The GOP’s wildly successful, low-key, and stunningly cheap campaign to seize state capitals in 2010 has come back to haunt Obama and his fellow Democrats. It’s now clear that the party’s loss of 20 state legislative chambers and critical Midwestern governor’s seats represents an ongoing threat every bit as dangerous as the more-publicized Republican take-back of the House that same year.

There was no stopping the GOP wave that year — but strategists in both parties say Obama’s team might have blunted it if they had somehow managed to cut into the GOP’s $30-to-$10 million cash advantage in state house races by making campaigns at the very bottom of the ballot a priority.

For that seed money, Republicans secured an historic return, cementing a ten-year grip on the House of Representatives and a score of state houses, and erasing the remaining smudges of blue in red states.

... It might be the greatest opportunity cost of the Obama Era in terms of sheer damage to Democrats, a gift that keeps giving to the Republicans in the form of GOP-dominated redistricting and a barrage of state actions that challenge Obama’s core agenda on health care, civil rights and abortion.

... the conservative revival has capped the number of states fully developing their own health care exchanges at 17, far fewer than Obama’s team had anticipated.

Thrush might as well have stopped at "There was no stopping the GOP wave that year," as he didn't cite a single race in which more money would somehow have swung the balance.

It also takes a special brand of deliberate historical revisionism to spend over 1,400 words on the 2010 congressional and state elections and never bring up the terms "tea party," "economy," "stimulus," or "deficit."
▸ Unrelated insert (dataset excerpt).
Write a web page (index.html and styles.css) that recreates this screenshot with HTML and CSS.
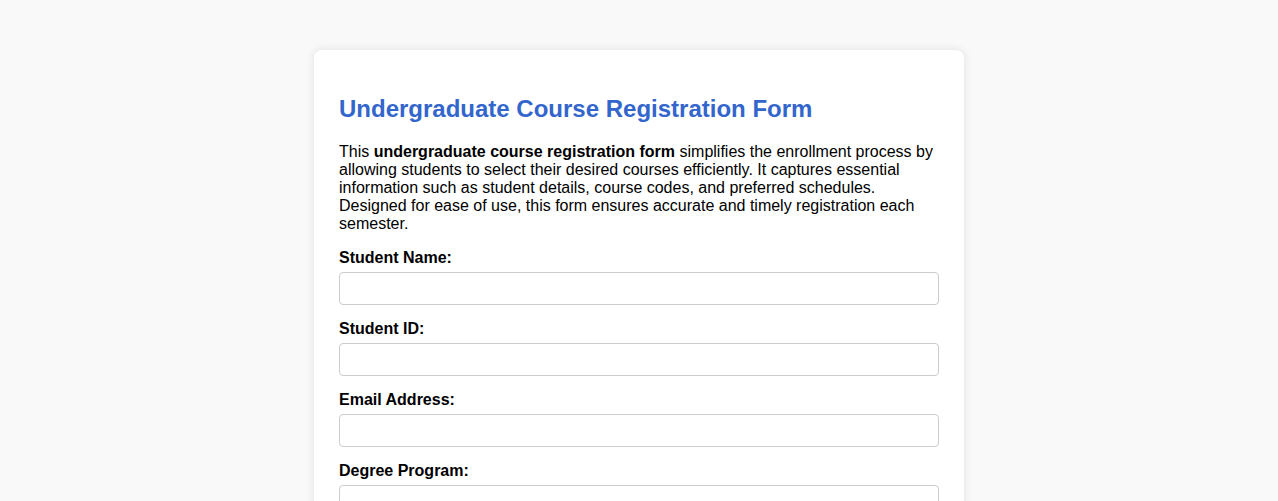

Naturally, Thrush didn't even consider the idea that the debacle might not have been so bad if Obama, House Speaker Nancy Pelosi, and Senate Majority Leader Harry Reid hadn't governed so radically and so fiscally irresponsibly during 2009 and 2010, causing hordes of conservatives who had never been politically active to man the barricades.

Sour-grapes Thrush also convenient ignored the fact that large blue states like California, New York, and Illinois, whose congresspersons make up over 22% of that body, have been every bit as ruthlessly gerrymandered to favor Democrats.

Predictably, the Politico reporter also finds space to blame the Supreme Court's Citizens United decision, Democrats' imaginary excuse for all that ails them, while tagging caricatured enemies in the process:

Then came January 2010, when Republicans’ luck turned. The Supreme Court decision in Citizens United opened up the spigot for conservative donors, followed a couple of weeks later by Scott Brown’s Senate win in supposedly safe Democratic Massachusetts.

(Ed) Gillespie & Co. pounced, pulling in millions from traditional GOP donors, including Wal-Mart, tobacco companies, the U.S. Chamber of Commerce and other conservative donors, according to a report by the online investigative web site Pro Publica. In addition, the RSLC activated a subsidiary to funnel cash to the party’s best map-drafter — the snowy-haired bane of liberals for decades, Tom Hofeller.

In other words, Republicans played aggressive hardball politics based on the playing field as it existed. I guess Democrats never do that. Boo hoo.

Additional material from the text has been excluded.